Los recuerdos. Vienen solos. Sin ser llamados. Puedes estar tan fresca, con la mente en blanco y de repente ¡zas! una nota musical, una imagen o incluso un olor, pueden llevarte a otro momento de tu vida.
Lo malo son esos recuerdos que te empeñas en enterrar. Esos que cuando vienen, duelen. Y no es que duelan porque sean malos, no. Duelen porque ya no están.
Puedo empeñarme en tirar objetos o esconderlos, en romper fotos, en dejar de escuchar canciones... pero siempre hay algo que se me escapa.

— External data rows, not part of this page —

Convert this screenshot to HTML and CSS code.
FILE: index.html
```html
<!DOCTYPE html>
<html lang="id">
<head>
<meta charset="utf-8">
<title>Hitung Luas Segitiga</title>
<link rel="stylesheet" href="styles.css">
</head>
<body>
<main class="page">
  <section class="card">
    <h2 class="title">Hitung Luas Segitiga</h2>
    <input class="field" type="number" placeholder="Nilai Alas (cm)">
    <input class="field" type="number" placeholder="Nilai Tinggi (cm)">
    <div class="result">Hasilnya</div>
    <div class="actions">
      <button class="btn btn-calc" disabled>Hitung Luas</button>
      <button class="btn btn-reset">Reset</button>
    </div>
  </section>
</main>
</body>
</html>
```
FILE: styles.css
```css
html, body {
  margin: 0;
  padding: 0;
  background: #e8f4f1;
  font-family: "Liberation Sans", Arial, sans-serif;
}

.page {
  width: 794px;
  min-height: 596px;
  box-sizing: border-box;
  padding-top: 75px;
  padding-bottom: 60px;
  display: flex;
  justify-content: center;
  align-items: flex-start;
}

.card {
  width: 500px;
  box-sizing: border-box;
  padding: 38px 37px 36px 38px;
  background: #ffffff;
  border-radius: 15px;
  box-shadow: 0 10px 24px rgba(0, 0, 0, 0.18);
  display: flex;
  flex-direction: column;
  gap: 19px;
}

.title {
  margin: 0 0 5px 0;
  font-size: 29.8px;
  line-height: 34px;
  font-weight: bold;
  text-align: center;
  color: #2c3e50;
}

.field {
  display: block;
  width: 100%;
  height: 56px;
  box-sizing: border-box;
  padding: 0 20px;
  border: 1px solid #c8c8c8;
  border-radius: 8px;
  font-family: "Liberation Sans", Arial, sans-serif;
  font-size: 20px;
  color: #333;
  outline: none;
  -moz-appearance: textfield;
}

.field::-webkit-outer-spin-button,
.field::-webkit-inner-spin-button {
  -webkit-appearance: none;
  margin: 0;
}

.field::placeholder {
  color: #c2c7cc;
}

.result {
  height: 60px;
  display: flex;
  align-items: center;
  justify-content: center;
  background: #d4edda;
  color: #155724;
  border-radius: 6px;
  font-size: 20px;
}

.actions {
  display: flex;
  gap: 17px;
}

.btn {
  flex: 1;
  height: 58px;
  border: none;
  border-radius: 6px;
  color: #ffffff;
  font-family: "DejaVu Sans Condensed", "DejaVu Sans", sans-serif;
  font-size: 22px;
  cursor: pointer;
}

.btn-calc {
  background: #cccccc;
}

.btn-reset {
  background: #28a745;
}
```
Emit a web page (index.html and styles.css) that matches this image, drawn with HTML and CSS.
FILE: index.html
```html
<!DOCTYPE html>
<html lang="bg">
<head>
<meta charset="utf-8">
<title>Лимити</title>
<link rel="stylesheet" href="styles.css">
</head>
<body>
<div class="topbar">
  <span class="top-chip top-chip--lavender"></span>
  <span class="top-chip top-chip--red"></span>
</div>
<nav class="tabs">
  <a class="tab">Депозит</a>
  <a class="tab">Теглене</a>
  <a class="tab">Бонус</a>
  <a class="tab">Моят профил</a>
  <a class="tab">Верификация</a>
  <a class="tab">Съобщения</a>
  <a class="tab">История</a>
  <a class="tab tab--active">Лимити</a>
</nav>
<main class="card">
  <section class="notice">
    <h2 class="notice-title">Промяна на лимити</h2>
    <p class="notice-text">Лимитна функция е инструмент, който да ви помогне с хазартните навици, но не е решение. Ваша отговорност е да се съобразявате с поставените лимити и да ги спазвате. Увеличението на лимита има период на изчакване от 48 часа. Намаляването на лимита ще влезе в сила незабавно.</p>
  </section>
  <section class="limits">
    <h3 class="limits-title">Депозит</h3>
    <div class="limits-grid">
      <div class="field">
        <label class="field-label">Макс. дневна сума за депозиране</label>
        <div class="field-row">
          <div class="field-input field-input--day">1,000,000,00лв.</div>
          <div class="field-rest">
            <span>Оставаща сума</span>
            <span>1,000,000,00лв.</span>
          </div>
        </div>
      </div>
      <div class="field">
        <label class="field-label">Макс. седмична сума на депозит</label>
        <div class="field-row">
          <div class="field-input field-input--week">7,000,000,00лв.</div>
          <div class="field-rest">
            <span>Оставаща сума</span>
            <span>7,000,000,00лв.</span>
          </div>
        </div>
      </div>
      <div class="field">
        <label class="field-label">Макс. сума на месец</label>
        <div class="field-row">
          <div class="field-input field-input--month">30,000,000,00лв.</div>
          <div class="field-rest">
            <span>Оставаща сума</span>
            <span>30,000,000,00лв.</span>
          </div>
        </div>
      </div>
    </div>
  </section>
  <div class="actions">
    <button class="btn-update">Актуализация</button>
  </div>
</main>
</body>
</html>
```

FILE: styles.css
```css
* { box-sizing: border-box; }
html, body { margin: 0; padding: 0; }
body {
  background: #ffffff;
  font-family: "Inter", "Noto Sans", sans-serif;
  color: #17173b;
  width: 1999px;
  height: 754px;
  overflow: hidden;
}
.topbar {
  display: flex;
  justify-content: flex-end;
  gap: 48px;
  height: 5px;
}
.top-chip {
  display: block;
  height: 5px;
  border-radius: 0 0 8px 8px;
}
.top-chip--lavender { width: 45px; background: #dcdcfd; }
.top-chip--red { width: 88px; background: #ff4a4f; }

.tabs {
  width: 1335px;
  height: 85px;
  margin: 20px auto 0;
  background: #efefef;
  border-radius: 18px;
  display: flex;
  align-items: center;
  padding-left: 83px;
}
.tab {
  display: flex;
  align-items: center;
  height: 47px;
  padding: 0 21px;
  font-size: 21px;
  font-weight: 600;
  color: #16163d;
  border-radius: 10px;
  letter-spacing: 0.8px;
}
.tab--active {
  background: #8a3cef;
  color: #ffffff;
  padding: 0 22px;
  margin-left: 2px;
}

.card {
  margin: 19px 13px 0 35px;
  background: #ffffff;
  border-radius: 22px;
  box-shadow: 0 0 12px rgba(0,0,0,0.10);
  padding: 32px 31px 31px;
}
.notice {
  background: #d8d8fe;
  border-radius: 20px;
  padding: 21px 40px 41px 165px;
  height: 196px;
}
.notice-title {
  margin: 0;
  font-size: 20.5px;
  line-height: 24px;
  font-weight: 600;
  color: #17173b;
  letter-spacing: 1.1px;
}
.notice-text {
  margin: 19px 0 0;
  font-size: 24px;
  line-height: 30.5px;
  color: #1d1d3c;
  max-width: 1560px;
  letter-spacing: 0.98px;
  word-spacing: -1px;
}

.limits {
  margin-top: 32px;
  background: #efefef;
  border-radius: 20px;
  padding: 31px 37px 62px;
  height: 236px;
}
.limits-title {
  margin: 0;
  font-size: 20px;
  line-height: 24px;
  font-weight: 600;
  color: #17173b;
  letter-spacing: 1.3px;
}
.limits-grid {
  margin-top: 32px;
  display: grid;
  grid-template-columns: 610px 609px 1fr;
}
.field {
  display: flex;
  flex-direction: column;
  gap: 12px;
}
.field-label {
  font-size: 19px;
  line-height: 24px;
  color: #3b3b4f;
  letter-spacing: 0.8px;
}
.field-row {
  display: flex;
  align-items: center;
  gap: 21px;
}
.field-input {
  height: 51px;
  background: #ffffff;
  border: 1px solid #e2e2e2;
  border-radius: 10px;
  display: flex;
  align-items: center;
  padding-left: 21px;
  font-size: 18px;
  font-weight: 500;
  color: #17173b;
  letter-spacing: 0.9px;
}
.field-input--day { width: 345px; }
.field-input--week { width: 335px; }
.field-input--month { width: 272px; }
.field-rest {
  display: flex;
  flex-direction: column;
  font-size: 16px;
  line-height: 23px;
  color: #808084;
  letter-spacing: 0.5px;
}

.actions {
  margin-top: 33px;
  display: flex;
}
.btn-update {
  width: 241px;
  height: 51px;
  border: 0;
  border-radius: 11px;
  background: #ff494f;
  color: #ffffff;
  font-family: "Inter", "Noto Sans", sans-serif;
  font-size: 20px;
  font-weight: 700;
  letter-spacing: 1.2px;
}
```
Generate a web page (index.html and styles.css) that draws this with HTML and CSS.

Enciendes la radio y aparece una de esas canciones prohibidas que al principio hielan tu corazón y lo dejan parado para luego acelerarlo a su máxima velocidad. Pones la televisión y una de nuestras películas favoritas se materializa en la pantalla. No soy capaz de cambiar de canal antes de que mi mente vuele a otro tiempo. Abres un cajón y encuentras esa pequeña cosita que ya no recordabas que estaba ahí.
Esos recuerdos fueron momentos bonitos:cariño, complicidad, risas, abrazos, guiños a otra realidad... Algunos mucho más que bonitos, pero me gustaría poder olvidarlos. Lo malo es que no puedo arrancar algo que forma parte de mí. Y no sé convivir con ello. De momento, no. Y no sé si voy a poder.